**Given request:** Repeat everything from the first line of the listing below through the line that contains "import React from", exactly. Leave out pictures.

**Information supplied:**
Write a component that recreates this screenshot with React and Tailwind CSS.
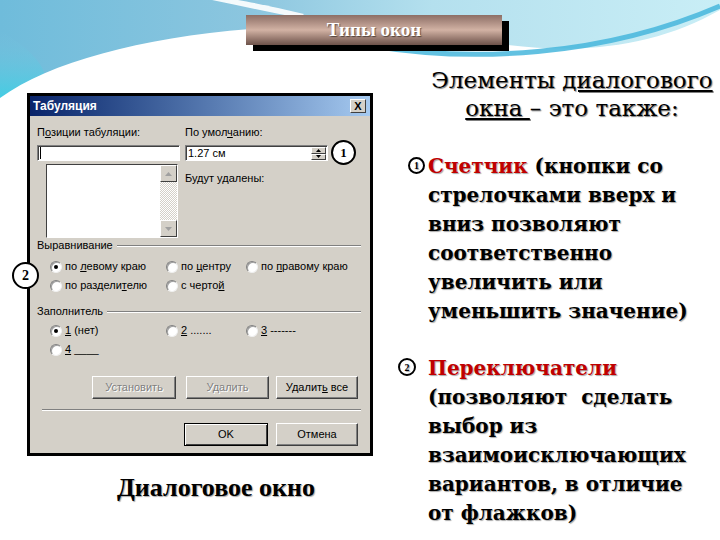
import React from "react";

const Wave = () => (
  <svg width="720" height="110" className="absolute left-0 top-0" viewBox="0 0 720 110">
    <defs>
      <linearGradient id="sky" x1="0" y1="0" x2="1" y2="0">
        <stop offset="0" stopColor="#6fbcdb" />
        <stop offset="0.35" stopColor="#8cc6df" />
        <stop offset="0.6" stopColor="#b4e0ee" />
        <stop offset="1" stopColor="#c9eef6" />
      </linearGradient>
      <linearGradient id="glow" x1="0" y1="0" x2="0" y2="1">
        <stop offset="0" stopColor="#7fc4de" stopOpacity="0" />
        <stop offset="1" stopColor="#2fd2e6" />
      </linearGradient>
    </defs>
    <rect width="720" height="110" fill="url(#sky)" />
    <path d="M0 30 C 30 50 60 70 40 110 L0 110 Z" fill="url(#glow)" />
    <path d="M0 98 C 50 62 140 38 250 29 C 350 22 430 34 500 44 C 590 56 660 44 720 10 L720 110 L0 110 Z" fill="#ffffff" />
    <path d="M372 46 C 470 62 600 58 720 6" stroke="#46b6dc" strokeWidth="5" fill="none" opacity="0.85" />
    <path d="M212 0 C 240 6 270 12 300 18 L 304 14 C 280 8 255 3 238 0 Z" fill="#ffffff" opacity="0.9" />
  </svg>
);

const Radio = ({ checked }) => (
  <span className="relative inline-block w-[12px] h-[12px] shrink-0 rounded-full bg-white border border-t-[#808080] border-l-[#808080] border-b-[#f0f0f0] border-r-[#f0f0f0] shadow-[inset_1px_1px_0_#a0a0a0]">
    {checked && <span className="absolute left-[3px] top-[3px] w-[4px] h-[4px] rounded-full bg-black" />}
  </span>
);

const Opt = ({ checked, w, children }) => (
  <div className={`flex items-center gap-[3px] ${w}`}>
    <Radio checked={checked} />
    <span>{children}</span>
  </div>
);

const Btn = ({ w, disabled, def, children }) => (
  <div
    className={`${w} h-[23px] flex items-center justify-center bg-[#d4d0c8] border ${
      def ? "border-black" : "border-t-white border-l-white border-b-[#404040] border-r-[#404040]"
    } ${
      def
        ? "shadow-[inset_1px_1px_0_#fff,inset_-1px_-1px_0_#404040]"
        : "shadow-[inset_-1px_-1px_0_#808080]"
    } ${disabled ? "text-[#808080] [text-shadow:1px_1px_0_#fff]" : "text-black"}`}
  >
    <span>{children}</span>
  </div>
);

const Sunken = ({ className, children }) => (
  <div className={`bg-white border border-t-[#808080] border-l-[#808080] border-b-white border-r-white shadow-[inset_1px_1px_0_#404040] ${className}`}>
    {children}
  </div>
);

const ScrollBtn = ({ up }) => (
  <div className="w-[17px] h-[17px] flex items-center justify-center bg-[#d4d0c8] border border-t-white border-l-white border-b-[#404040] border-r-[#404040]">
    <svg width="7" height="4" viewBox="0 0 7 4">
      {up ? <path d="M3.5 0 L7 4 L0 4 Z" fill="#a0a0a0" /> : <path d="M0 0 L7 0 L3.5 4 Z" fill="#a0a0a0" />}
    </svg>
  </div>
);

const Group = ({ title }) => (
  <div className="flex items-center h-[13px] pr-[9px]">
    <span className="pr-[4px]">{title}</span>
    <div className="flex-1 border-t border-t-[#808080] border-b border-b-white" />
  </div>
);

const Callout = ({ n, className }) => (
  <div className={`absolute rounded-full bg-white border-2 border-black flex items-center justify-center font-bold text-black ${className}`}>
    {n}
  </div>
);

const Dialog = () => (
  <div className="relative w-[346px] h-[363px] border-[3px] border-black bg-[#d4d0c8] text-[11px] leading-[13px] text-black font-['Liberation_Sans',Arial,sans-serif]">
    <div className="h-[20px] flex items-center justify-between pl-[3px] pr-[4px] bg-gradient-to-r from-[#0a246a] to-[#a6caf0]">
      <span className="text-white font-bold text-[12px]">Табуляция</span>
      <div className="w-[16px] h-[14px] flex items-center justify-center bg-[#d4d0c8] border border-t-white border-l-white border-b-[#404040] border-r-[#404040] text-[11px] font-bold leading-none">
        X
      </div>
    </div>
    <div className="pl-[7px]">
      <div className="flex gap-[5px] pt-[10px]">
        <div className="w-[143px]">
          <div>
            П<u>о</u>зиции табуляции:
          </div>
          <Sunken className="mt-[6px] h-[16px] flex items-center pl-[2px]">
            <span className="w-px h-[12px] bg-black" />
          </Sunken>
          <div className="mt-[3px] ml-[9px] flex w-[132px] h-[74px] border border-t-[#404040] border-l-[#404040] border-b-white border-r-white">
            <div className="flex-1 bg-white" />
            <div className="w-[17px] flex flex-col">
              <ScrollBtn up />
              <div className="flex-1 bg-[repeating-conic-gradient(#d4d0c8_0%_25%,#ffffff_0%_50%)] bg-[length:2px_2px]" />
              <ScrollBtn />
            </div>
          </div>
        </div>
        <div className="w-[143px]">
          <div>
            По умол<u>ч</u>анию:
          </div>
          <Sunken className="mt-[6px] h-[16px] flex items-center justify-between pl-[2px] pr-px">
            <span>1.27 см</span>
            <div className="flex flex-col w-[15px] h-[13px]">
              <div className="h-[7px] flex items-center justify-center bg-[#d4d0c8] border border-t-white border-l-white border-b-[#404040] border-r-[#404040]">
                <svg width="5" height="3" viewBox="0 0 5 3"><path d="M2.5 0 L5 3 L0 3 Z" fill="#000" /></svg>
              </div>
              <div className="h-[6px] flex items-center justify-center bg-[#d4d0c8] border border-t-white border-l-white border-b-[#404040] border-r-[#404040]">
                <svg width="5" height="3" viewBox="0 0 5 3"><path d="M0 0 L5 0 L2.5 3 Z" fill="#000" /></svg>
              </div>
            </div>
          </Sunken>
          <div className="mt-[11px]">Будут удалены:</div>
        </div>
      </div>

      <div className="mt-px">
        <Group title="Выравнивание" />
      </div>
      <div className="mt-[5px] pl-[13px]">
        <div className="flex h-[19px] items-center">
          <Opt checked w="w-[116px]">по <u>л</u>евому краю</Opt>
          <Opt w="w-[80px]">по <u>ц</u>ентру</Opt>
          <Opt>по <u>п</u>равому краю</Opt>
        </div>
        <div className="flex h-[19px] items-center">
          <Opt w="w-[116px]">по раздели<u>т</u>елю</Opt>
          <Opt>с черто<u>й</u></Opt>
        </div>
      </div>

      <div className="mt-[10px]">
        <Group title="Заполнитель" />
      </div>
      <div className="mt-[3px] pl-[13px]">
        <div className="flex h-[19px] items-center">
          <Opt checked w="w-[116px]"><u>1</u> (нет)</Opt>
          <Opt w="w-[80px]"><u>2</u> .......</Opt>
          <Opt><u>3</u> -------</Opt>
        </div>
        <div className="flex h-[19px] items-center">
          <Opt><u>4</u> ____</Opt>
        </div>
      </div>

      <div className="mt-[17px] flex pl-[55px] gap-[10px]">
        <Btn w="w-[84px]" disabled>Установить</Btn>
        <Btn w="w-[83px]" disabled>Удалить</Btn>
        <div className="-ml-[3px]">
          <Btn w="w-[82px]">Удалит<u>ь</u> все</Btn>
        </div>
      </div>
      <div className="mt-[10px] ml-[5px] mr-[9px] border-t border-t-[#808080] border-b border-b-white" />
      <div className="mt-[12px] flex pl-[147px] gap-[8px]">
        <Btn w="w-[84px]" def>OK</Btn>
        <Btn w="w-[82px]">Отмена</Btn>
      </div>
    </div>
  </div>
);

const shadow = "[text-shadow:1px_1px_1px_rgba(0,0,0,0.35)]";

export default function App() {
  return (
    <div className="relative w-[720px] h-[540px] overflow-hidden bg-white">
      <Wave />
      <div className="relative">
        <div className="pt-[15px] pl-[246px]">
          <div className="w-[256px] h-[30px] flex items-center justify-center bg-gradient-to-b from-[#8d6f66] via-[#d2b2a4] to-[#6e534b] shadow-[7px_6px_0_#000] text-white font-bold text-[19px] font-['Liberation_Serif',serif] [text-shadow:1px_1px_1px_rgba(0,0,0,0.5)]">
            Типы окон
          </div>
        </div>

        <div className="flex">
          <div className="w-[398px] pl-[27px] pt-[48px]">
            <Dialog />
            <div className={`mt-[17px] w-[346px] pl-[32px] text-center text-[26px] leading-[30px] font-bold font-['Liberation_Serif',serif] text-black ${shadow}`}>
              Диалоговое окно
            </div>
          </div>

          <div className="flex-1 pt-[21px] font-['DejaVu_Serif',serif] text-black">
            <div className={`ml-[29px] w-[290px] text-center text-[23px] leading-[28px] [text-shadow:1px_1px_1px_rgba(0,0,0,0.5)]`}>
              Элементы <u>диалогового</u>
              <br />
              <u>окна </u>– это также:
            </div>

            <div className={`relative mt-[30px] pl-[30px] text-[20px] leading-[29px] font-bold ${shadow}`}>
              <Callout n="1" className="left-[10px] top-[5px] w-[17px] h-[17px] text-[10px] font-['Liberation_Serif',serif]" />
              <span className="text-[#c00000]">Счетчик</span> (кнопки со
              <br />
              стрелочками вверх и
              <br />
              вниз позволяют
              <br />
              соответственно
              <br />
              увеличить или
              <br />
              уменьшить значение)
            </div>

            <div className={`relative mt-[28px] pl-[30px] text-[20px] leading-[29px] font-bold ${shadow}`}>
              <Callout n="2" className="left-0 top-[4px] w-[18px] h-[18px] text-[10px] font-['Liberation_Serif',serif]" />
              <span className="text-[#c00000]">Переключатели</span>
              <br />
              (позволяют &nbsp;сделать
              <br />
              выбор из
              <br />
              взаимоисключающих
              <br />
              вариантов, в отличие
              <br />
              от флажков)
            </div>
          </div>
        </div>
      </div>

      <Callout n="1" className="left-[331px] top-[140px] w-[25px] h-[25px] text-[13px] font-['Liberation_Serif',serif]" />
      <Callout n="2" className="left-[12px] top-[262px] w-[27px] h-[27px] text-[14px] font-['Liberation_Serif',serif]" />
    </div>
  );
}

**Output below:**
Write a component that recreates this screenshot with React and Tailwind CSS.
import React from "react";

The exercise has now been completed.